Extended sales tax, stealing highway improvement money or deeper cuts to state service.
Something’s got to give if lawmakers want to accommodate the income tax cuts that Gov. Sam Brownback and his conservative Republican allies pushed through last year and the additional reductions they seek this year.
It will likely come down to negotiations between the House and Senate, which have approved competing tax cut plans. Both aim to solve budget problems created by last year’s massive income tax cuts while also promising to continue a march to join nine other state with no income taxes.
Leaders on both sides said Wednesday that they’re optimistic they’ll find middle ground in the next couple of weeks before lawmakers take a month-long break.
But no one seems willing to speculate on how that compromise will be reached.
The Republican-dominated Legislature does, however, seem to agree that driving down income tax rates is the best way to spur job creation, a concept some Republicans and virtually all Democrats dispute.
“Jobs for our Kansas families create self-respect and the dignity of work providing for our families,” said Rep. Richard Carlson, R-St. Marys. “More jobs – not more welfare and food stamps – is the answer our working families are looking for in Kansas.”
Agreement on a tax cut plan likely comes down to extending some or all of the temporary sales tax increase that is set to expire this summer, shifting money away from highways, eliminating tax credits or deductions – or some combination of that – paired with spending restraint.

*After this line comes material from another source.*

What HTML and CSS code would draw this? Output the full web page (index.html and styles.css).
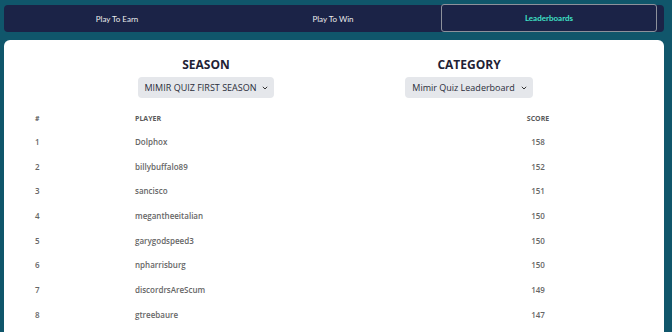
FILE: index.html
```html
<!DOCTYPE html>
<html lang="en">
<head>
    <meta charset="UTF-8">
    <meta name="viewport" content="width=device-width, initial-scale=1.0">
    <title>Mimir Quiz - Leaderboards</title>
    <link rel="stylesheet" href="styles.css">
</head>
<body>

    <nav class="tabs">
        <a class="tab" href="#">Play To Earn</a>
        <a class="tab" href="#">Play To Win</a>
        <a class="tab active" href="#">Leaderboards</a>
    </nav>

    <div class="card">
        <div class="filters">
            <div class="filter">
                <h2>SEASON</h2>
                <div class="select">
                    <span>MIMIR QUIZ FIRST SEASON</span>
                    <svg class="chevron" width="6" height="4" viewBox="0 0 6 4"><path d="M0.8 0.8 L3 3 L5.2 0.8" fill="none" stroke="#333" stroke-width="1"/></svg>
                </div>
            </div>
            <div class="filter">
                <h2>CATEGORY</h2>
                <div class="select">
                    <span>Mimir Quiz Leaderboard</span>
                    <svg class="chevron" width="6" height="4" viewBox="0 0 6 4"><path d="M0.8 0.8 L3 3 L5.2 0.8" fill="none" stroke="#333" stroke-width="1"/></svg>
                </div>
            </div>
        </div>

        <div class="board">
            <div class="row head">
                <span>#</span>
                <span>PLAYER</span>
                <span class="score">SCORE</span>
            </div>
            <div class="row"><span>1</span><span>Dolphox</span><span class="score">158</span></div>
            <div class="row"><span>2</span><span>billybuffalo89</span><span class="score">152</span></div>
            <div class="row"><span>3</span><span>sancisco</span><span class="score">151</span></div>
            <div class="row"><span>4</span><span>megantheeitalian</span><span class="score">150</span></div>
            <div class="row"><span>5</span><span>garygodspeed3</span><span class="score">150</span></div>
            <div class="row"><span>6</span><span>npharrisburg</span><span class="score">150</span></div>
            <div class="row"><span>7</span><span>discordrsAreScum</span><span class="score">149</span></div>
            <div class="row"><span>8</span><span>gtreebaure</span><span class="score">147</span></div>
        </div>
    </div>

</body>
</html>
```

FILE: styles.css
```css
body {
    font-family: 'Open Sans', 'Noto Sans', sans-serif;
    margin: 0;
    padding: 0;
    background-color: #10566b;
    color: #333;
    height: 332px;
    overflow: hidden;
}

.tabs {
    display: flex;
    height: 27px;
    margin: 5px 8px 0 4px;
    padding: 0 7px 0 5px;
    background-color: #1b2347;
    border-radius: 4px;
}

.tab {
    flex: 1;
    display: flex;
    align-items: center;
    justify-content: center;
    font-family: Lato, sans-serif;
    font-size: 8px;
    color: #ececec;
    text-decoration: none;
    border: 1px solid transparent;
    border-radius: 3px;
}

.tab.active {
    color: #3fe0c5;
    font-weight: 700;
    border-color: #8d919b;
    margin-top: -1px;
}

.card {
    margin: 8px 8px 0 4px;
    padding-top: 17px;
    background-color: #fff;
    border-radius: 6px 6px 0 0;
    height: 275px;
    overflow: hidden;
}

.filters {
    display: flex;
    width: 526px;
    margin: 0 auto;
    padding-left: 7px;
}

.filter {
    flex: 1;
    display: flex;
    flex-direction: column;
    align-items: center;
}

h2 {
    margin: 0 0 4px;
    font-size: 12px;
    line-height: 16px;
    font-weight: 700;
    color: #1f2235;
}

.select {
    display: flex;
    align-items: center;
    gap: 6px;
    height: 21px;
    padding: 0 6px 0 7px;
    background-color: #e5e7eb;
    border-radius: 4px;
    font-size: 9px;
    font-weight: 500;
    color: #2a2d3a;
}

.board {
    margin: 9px 0 0 21px;
}

.row {
    display: grid;
    grid-template-columns: 100px 363px 100px;
    align-items: center;
    height: 24.7px;
    font-size: 8px;
    font-weight: 600;
    color: #666;
}

.row span {
    padding-left: 10px;
}

.row .score {
    padding-left: 0;
    text-align: center;
}

.row.head {
    height: 22px;
    font-size: 7px;
    font-weight: 700;
    color: #5a5a5a;
}
```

The House got a powerful 82-37 preliminary vote for its plan, after rejecting an idea to use money intended for long-term transportation projects to pay for income tax cuts. A final vote comes Thursday.
Without the highway money, the House plan is likely to cause major budget headaches as early as next year. The plan also doesn’t guarantee quick income tax cuts on top of those approved last year. Instead, it promises to drive down rates any year state revenues grow by more than 2 percent.
The state usually plans on 4 percent growth, but that’s less likely if the state stops collecting a six-tenths of a cent sales tax scheduled to expire in July.
The Senate plan, meanwhile, cuts the state’s lower tax rate to 1.9 percent by 2016 and drops the top rate to 3.5 percent in 2017. It extends that six-tenths of a cent sales tax increase indefinitely. That helps keep the state’s budget relatively healthy, at least in the short term, but it’s politically problematic for lawmakers who promised to let it expire or view it as a tax hike.
Senators’ plan would take any growth in state revenues beyond 4 percent each year and channel it toward more income-tax cuts.
Vastly outnumbered Democrats bristle at both plans.
“Every proposal offered either raises sales tax on the middle class, de-funds the state’s largest jobs program, or requires massive cuts to core investments, like education,” House Minority Leader Paul Davis, D-Lawrence, said in a prepared statement. “No proposal offered solves the projected long-term deficit that Gov. Brownback’s tax plan created.”
The House plan took shape during a roughly 2.5-hour debate Wednesday.
Under Carlson’s original proposals, about $382 million that would have otherwise helped fuel a 10-year road improvement plan would have gone to the state’s general fund for the next two years.
That proved politically unpopular, and Kansas Department of Transportation Sec. Mike King warned it could delay or cancel projects statewide.
Carlson advocated cutting the proposed KDOT transfer in half. It passed on a 59-58 vote. He followed that up with a push to let all the money flow to KDOT, as planned. It passed on a voice vote.
Both the House and Senate plans would phase out the value of income tax deductions, such as the mortgage interest deduction, as income tax rates decline. The first step would trim the value of the deductions by 24 percent.
Democrats have blasted Republicans for pushing through massive income tax cuts last year, virtually forcing the state to find more revenue this year to avoid deep cuts.
That tax bill eliminated the tax on the profits of about 191,000 businesses and farms and lowered rates to 4.9 percent for the higher-income bracket and 3 percent for the lower-income bracket. It eliminated a host of tax credits and deductions, such as the food sales tax rebate that benefits poor working families.
House lawmakers tried revisit to last year’s cuts.
One attempt sought to reinstate the adoption credit. That failed.
Another push would have kept all deductions at full value, as opposed to phasing them out as tax rates decline. It failed on a 38-79 vote. And a push to tax rental and royalty for businesses that had taxes eliminated last year failed on a 37-70 vote.
“Somewhere there are winners, somewhere there are losers,” Rep. Nile Dillmore, D-Wichita, said of the plan to find new revenue to backfill the tax cuts. “The losers are the ones who have to pay half a billion over the next five years to pay for this tax plan.”